To provide firefighters with defensible space in landscape, remove or thin fire-prone vegetation, add fire-resistant plants, clean up dead and dying plant debris, and irrigate properly.
Eucalyptus, junipers, sumacs, some pines, cedar, cypress, chamise, red shanks, California Sagebrush, Common Buckwheat, black sage, hopseed bush and fountain grass all contain a high oil content, which causes them to explode when fire hits them, sending hot embers flying. They are especially flammable in the summer months when they sweat and emit ether.
Because of their high flammability, experts suggest removing any of these plants from within 50 feet of a home. For those fire-prone plants you choose to keep closer than 50 feet, thin them out to lessen the chance of a fire spreading, experts say.
“Keep in mind that a fire takes the path of least resistance,” says Anderson. “If fire-prone plants are close together, a fire will quickly jump from one to another. Get rid of this ladder effect by thinning out these plants and interplanting with more fire-retardant varieties.”
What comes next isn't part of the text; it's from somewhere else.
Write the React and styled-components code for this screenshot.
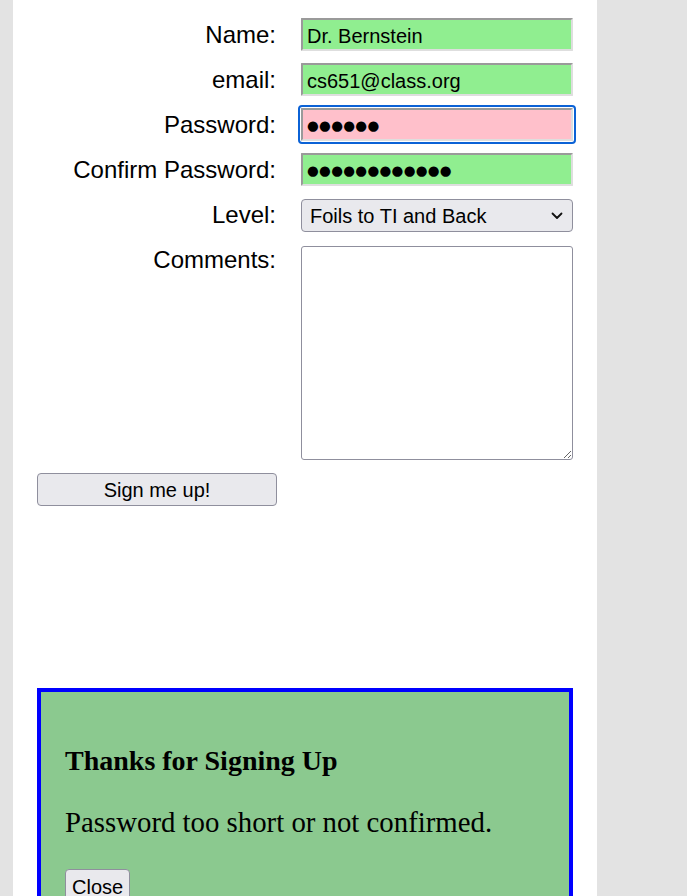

Make the space between the fire-prone plants the same length as their height.
Within 50 feet of a home, plant fire-retardant plants that will form a “wet zone” and stop or at least slow down an approaching fire.
There are many attractive low-growing, fire-resistant plants, including ice plants, such as delosperma alba, which has white flowers; drosanthemum floribundum, which has pale pink flowers; and lampranthus spectabilis, a highly fire-resistant plant that comes in a variety of colors.
You may also want to plant larger drought-tolerant plants, such as the strawberry tree, manzanita, Western Red Bud, New Zealand Christmas Tree, pittosporum, carob tree, pineapple guava, myoporum, oleander, pomegranate, oak, Brazilian Pepper and Cape Honeysuckle.
The location and size of the yard will determine what is planted. If you live in a fire-prone area that has some land and hillsides, Fire Department regulations state that you should have a 20-foot setback zone from the house, then 50 feet of fire-retardant plants and a 100-foot area containing some flammable plants that are well-spaced and broken up by fire-retardant vegetation.
In a conventional neighborhood that is not prone to fires and has less land, keep vegetation 10 feet from a home.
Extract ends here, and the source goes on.